Los problemas de Felipe VI

Los problemas a que se enfrenta España son los que más afectan al Rey. En otras latitudes no se da por descontado que las preocupaciones de los jefes de Estado sean las de sus países. Felipe VI ya ha dado algunas pruebas de su actitud.

El rey Felipe VI, el pasado miércoles en el Foro de Davos.
El rey Felipe VI, el pasado miércoles en el Foro de Davos.
Efe/Laurent Gillieront

En el cumpleaños del medio siglo de vida del jefe del Estado, es aconsejable, además de inevitable, la comparación con su padre y predecesor. La jefatura dinástica refuerza ese método de análisis. Surge, de inmediato, el hecho de que ambos comenzaron a asentar con fuerza su perfil al enfrentarse con talante decidido a sendos golpes de Estado: el que, en 1981, tuvo por mascarón de proa a un ruidoso figurante, insensatamente armado con una pistola; y el que, en 2017, ha tenido a un conjunto no menos histriónico ni insensato de políticos secesionistas en Cataluña por instigadores y actores.

El mérito histórico de Juan Carlos I, como heredero en la jefatura del Estado de un dictador militar, fue, sin duda, encabezar una monarquía parlamentaria basada en una Constitución de consenso. Para ello, aceptó para la Corona funciones que, sin ser irrelevantes, no eran ejecutivas; y cooperó de forma activa con quienes querían la plena y rápida incorporación al sistema de la izquierda política, sin excepciones ni tabúes. A la vez, capitaneó la conversión de las Fuerzas Armadas en un organismo por entero constitucional, papel este en el que nadie podría haberlo suplido con igual eficacia y en plazo eficiente.

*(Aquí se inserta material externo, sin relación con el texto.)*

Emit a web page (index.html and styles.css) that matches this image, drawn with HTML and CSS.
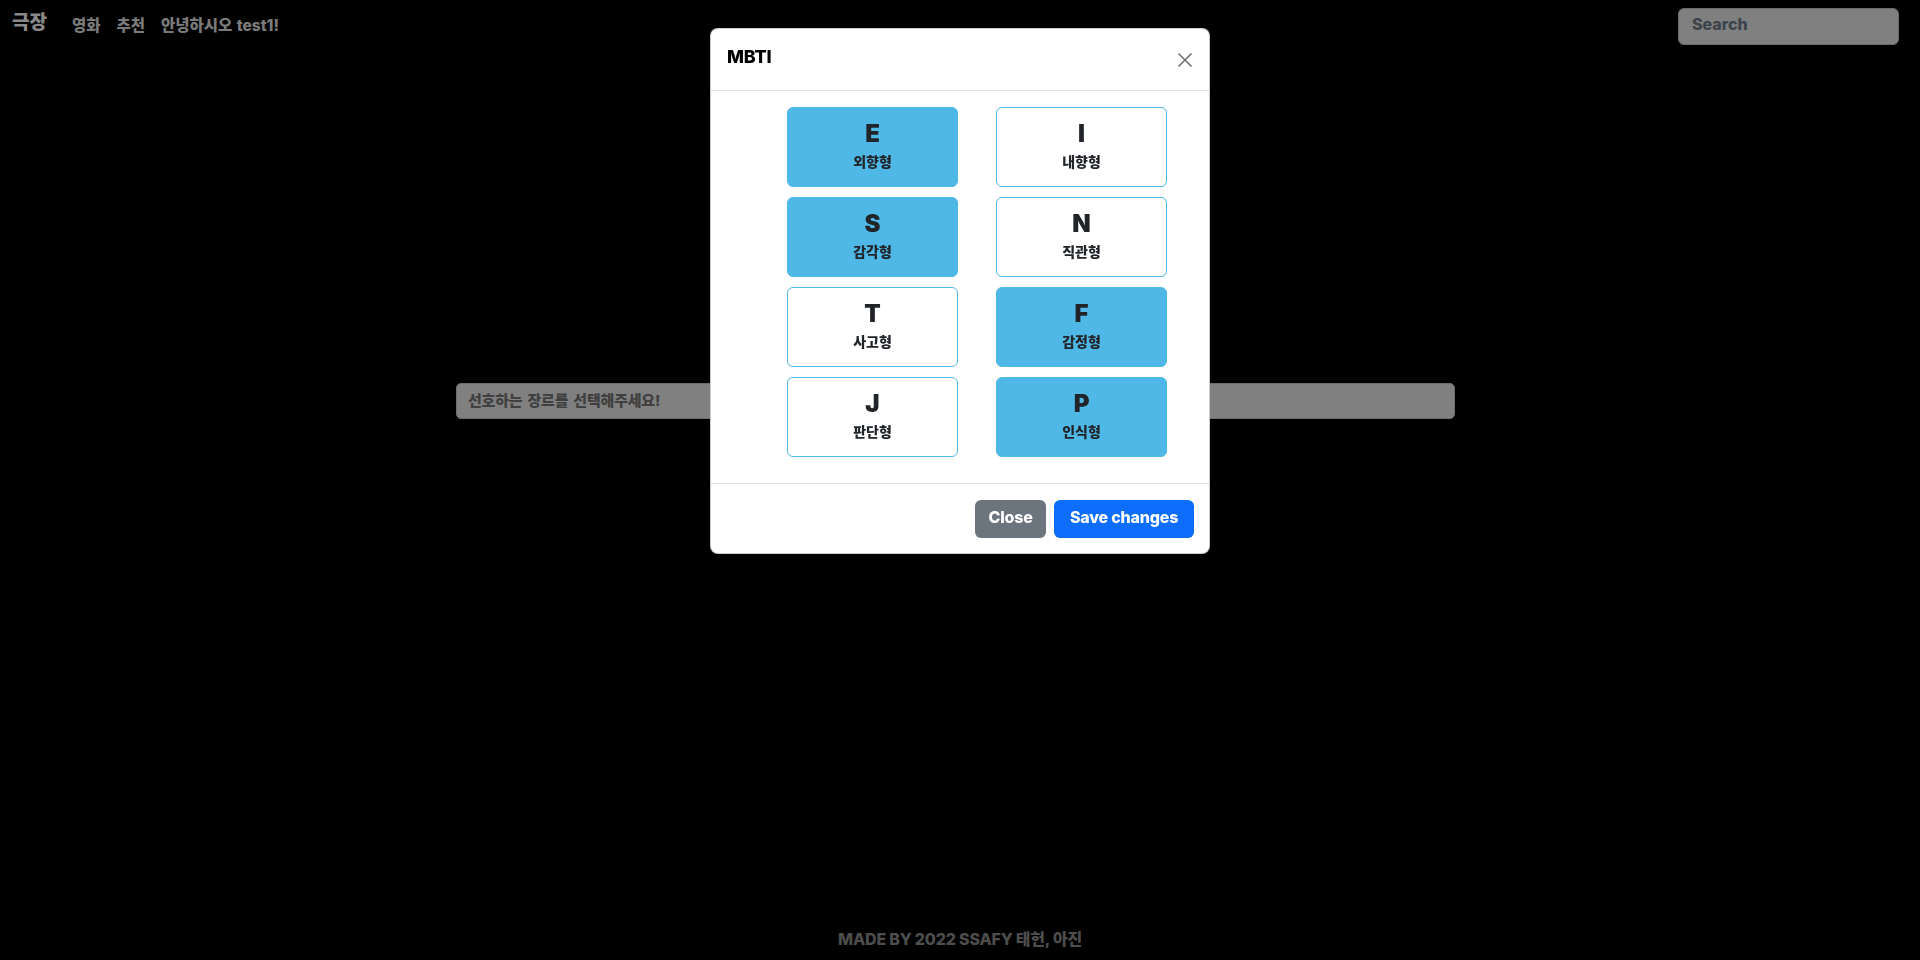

Felipe VI ha heredado, por lo tanto, problemas de otra índole. Entre todos, el separatismo es el que le plantea hoy un desafío mayor, pero de sentido opuesto, pues no requiere integración y apertura, sino oposición y rechazo. El Rey no puede, porque no debe, integrar ninguna variedad de secesionismo golpista, ni amagar siquiera en esa dirección. Es un ámbito que no admite medias tintas y en el que ha actuado de un modo resuelto, rápido y retóricamente claro, para hacer comprensible su actitud, y la que deben mantener las instituciones, dentro y fuera de España. Y sin confundir la aspiración independentista como meta política con la acción ilegal para lograrla. En esa intervención, hasta hoy la más característica de las suyas, no tomó la vía del españolismo descomunal: esa demagogia ha quedado para el nacionalismo tópico y rancio y, paradójicamente, para el populismo radical de izquierda, que ocasionalmente predica la exaltación patriótica.

El Rey no puede, ni debe, aceptar ni siquiera en dosis mínimas actitudes golpistas e ilegales
Suele decirse que los discursos regios -mucho más numerosos de lo que parece- son consabidos. En el caso de Felipe VI, unos cuantos desafían el tópico. Muestran opciones reflexivas por ciertos valores no ya constitucionales, sino éticos, que no son de obligada exhibición. Como muestra puede tomarse uno reciente sobre la libertad de expresión. Recordó el Rey cómo, en 1810, en plena lucha contra Napoleón, las Cortes, arrinconadas materialmente en la gaditana isla de León, aprobaron la Ley de Libertad de Imprenta incluso antes que la propia Constitución de 1812, la primera liberal de Occidente. Tras este apunte, el discurso extraía un corolario: las libertades de expresión, información y opinión dan cuenta por sí solas del estado político de España. Y, si la etapa que va desde 1977 hasta ahora mismo brilla sin discusión por los niveles alcanzados de bienestar político y material, debe tenerse presente en qué medida un régimen de libertades está en el sustento de esa mejoría. Por ende, no es concebible corregir sus deficiencias a partir de presupuestos que no sean los de mantenerlo y mejorarlo.

En fin, el Rey ha sobrellevado con comedimiento y sin flaqueza de ánimo las reprobables conductas de miembros de su familia, incluida la dolorosa distancia oficial con su hermana Cristina; ha sorteado con humor y templanza las aristas de carácter de su esposa; y ha pasado por alto desaires públicos contra su persona, sin ánimo visible de desquite. Los errores paternos en el ámbito privado le han servido claramente de enseñanza, pero no le han hecho mostrarse desabrido con don Juan Carlos, actitud equilibrada que los españoles han comprendido bien.

Ya hace mucho tiempo que se llamó ‘accidentalismo’ a la discusión doctrinal sobre la forma de gobierno: el debate entre Monarquía y República fue sustituido por otro, de mayor interés, entre absolutismo y dictadura o constitución y democracia. Está claro en qué lado milita el Rey.